A new National Research Council report concludes the current OSHA general industry standard for lead exposure, 29 CFR 1910.1025, is not sufficiently protective, given that blood lead levels below what the 34-year-old standard regards as safe are known to cause health problems.
The standard sets an action level of 30 micrograms per cubic meter of air (µg/m3) as an eight-hour TWA and requires medical surveillance of workers exposed above that level for more than 30 days per year, and an employee with a blood lead level of 60 µg/dL of higher of three consecutive blood lead levels average 50 or higher must be removed from work involving lead exposure. But the report's summary points out that the U.S. National Toxicology Program and EPA have identified health effects below 10 µg/dL, and in some cases as low as 5 µg/dL. The report says adverse kidney effects occur with blood lead levels of 8-12 µg/dL, while adverse cardiovascular effects are seen at BLLs below 10 µg/dL.
Hearing loss, increased blood pressure, impaired balance, and other adverse effects also occur below 30 µg/dL, according to the report, which cites a model showing that an average worker who is exposed at the OSHA action level for one year would have a BLL of about 30 µg/dL as a result.
The Department of Defense asked the National Research Council to evaluate employees' potential health risks from recurring exposures at firing ranges. "Data collected for the last 5 years show that the OSHA PEL for lead of 50 µg/m3 was frequently exceeded on Army, Navy, and Air Force firing ranges, in some cases by several orders of magnitude. [Blood lead level] data on firing-range personnel were not available from either the Army or the Navy, but the Air Force reported that BLLs of its firing range personnel were all under 40 µg/dL," the summary states.
Based on its review of the epidemiological and toxicologic data, the committee concluded "there is overwhelming evidence that the OSHA standard provides inadequate protection for DOD firing-range personnel and for any other worker populations covered by the general industry standard. Specifically, the premise that maintaining BLLS under 40 µg/dL for a working lifetime will protect workers adequately is not valid; by inference, the OSHA PEL and action level are also inadequate for protecting firing-range workers," according to the report.
It notes that the American College of Occupational and Environmental Medicine has recommended medical removal of workers with BLLs above 20 µg/dL.
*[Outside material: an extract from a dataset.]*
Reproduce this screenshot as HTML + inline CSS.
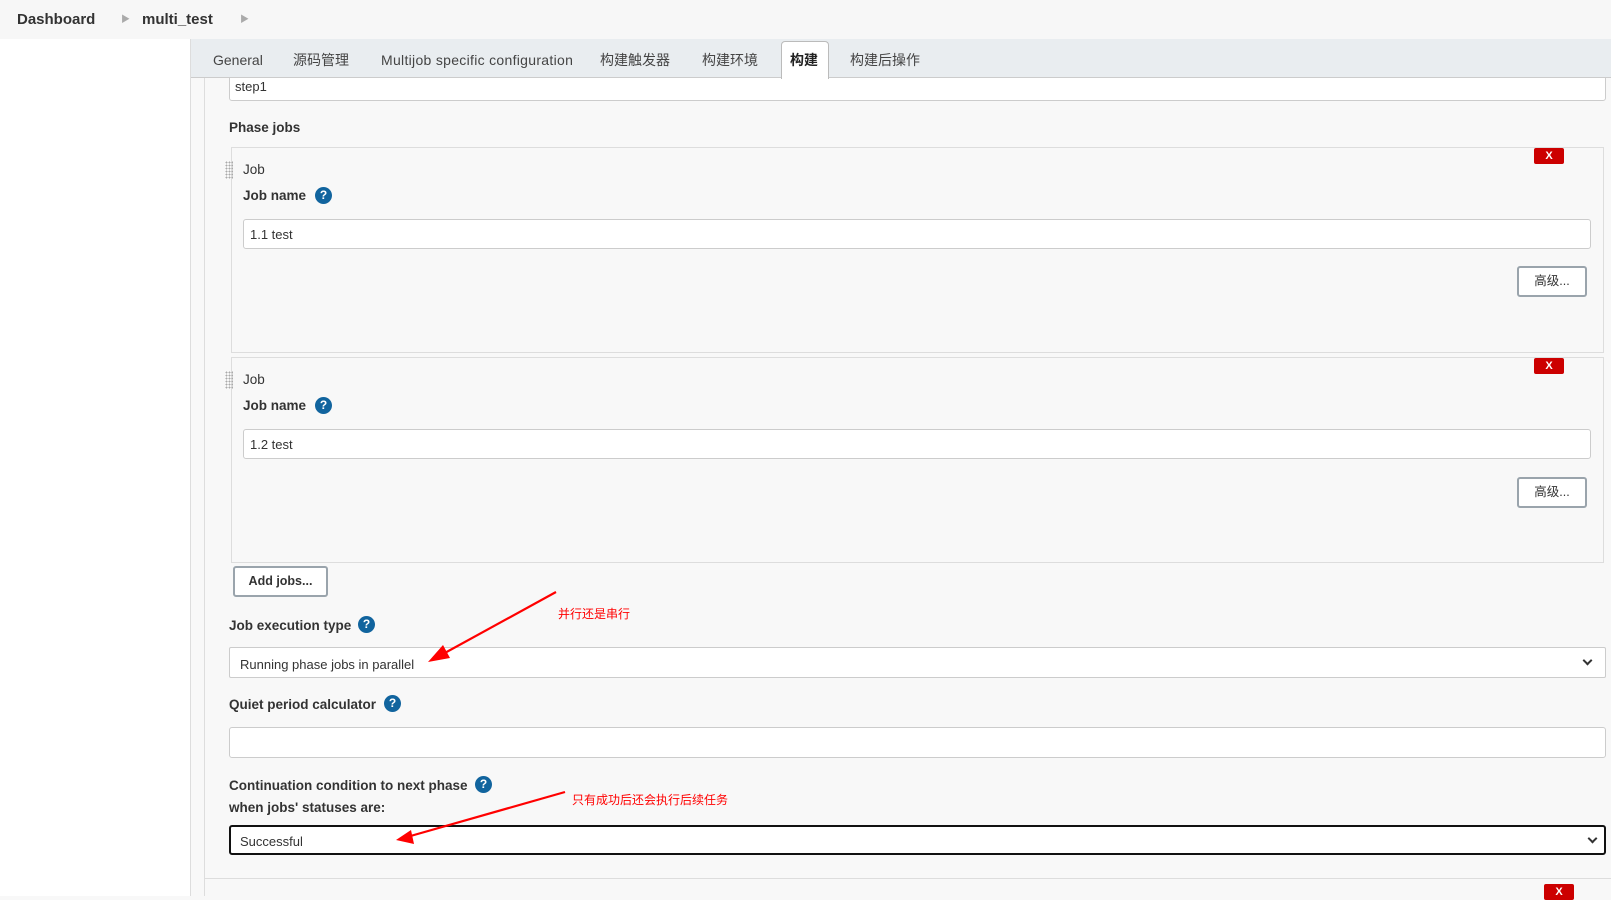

The committee recommended that DoD consider switching from lead bullets to nylon-clad, copper-jacketed, zinc-based, or other alternative ammunition types, though these would be more expensive. The department also should improve ranges' design and ventilation, should keep them cleaner, and should consider requiring exposed workers to use a mixture of isostearamidopropyl morpholine lactate and citric acid, applied with a textured absorbent material, to decontaminate their hands after exposures.